**WRITTEN TASK**
Can you set down, exactly as they appear below, the lines from the opening of the material through the one bearing "import React from", minus the pictures?
>> Begin INFORMATION SHOWN
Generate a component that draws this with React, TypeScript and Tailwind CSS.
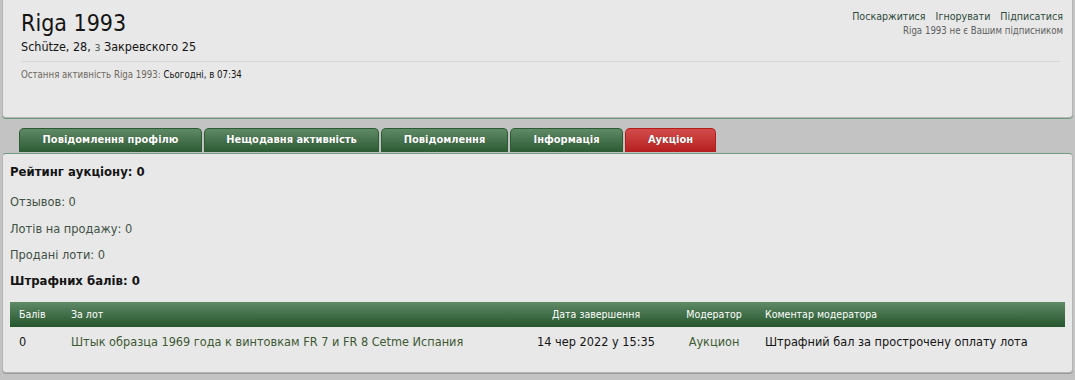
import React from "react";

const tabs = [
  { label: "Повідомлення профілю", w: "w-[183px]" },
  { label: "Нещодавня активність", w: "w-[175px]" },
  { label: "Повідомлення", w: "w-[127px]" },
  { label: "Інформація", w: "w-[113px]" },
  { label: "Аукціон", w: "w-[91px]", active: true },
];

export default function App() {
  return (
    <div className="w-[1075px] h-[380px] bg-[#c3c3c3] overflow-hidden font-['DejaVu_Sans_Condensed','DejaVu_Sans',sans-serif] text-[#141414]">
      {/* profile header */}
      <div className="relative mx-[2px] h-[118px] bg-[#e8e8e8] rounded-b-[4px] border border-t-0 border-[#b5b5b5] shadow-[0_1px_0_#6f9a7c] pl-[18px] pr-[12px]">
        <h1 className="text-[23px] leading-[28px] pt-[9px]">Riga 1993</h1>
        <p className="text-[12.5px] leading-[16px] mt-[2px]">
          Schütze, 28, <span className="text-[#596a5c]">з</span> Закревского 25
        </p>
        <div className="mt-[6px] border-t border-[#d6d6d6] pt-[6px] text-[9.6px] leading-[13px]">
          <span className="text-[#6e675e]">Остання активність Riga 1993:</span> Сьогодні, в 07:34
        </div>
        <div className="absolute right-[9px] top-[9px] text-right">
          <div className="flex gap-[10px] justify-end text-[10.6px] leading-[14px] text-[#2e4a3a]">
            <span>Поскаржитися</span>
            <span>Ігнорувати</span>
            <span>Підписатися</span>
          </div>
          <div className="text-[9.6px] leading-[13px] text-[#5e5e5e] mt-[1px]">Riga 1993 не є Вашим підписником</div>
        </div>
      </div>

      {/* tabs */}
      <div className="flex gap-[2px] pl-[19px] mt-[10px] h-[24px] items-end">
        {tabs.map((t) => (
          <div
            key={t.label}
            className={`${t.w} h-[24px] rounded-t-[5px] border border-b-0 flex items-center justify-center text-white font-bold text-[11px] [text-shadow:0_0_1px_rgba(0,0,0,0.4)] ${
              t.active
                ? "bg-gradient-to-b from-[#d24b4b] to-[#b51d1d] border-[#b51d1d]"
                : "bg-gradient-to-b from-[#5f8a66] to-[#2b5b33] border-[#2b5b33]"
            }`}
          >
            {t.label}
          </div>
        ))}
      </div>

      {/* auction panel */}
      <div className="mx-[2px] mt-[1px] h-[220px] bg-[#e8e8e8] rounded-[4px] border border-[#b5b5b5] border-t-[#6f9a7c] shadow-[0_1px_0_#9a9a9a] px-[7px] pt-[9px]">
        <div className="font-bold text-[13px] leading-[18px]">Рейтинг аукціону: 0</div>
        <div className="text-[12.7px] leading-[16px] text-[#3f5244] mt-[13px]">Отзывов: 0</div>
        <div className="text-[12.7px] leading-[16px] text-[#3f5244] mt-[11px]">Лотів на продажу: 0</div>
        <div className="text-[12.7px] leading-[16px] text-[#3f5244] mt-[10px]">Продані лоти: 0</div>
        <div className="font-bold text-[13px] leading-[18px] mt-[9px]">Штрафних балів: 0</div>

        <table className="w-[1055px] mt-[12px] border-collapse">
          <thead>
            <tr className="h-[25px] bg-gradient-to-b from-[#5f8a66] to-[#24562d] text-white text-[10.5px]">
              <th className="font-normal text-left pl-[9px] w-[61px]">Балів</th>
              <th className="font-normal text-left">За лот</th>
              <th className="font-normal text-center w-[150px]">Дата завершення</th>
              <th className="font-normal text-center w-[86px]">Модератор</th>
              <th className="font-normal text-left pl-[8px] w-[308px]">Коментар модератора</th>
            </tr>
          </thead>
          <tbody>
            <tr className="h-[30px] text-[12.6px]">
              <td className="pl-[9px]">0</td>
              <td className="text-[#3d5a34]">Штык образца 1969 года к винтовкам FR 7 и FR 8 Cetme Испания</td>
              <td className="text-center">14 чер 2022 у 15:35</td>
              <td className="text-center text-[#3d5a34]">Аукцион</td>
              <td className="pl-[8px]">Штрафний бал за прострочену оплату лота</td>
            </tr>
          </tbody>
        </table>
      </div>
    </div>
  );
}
>> End INFORMATION SHOWN
**ANSWER TO THIS EXERCISE**
Generate a component that draws this with React, TypeScript and Tailwind CSS.
import React from "react";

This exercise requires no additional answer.